- Instruction -
Report the count of lines below in which the string "table" occurs; include nothing else.

- Material provided -
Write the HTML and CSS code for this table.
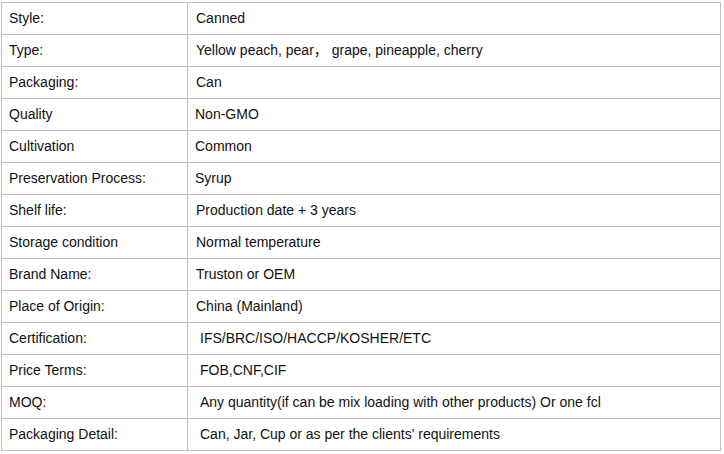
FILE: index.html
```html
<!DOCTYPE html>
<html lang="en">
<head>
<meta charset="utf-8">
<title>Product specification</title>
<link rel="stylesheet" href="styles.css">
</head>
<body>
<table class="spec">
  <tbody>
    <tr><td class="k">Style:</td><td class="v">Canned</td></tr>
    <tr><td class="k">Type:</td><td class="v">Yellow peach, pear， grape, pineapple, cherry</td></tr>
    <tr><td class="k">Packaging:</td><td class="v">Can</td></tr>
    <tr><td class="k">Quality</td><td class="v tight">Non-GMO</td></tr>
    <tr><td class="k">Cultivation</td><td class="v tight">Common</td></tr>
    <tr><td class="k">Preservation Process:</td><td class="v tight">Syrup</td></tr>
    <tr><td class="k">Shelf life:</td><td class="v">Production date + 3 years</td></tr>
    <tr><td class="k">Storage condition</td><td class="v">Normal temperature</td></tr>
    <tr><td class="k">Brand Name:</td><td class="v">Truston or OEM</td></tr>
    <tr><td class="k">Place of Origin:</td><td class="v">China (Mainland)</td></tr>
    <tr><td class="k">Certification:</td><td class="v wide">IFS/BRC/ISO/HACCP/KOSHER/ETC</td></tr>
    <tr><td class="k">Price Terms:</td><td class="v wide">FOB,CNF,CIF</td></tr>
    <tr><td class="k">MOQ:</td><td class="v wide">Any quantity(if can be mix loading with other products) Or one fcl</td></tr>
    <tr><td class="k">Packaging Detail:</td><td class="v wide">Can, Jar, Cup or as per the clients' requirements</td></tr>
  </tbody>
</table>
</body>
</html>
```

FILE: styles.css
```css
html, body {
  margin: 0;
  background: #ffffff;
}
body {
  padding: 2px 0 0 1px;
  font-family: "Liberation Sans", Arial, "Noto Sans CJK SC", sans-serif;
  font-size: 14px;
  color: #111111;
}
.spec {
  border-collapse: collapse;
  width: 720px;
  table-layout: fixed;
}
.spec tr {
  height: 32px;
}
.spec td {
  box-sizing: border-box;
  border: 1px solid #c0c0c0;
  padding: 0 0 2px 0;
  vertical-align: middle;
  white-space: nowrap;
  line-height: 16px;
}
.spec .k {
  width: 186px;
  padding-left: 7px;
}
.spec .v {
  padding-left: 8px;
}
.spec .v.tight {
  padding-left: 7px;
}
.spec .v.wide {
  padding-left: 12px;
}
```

- Solution to this task -
4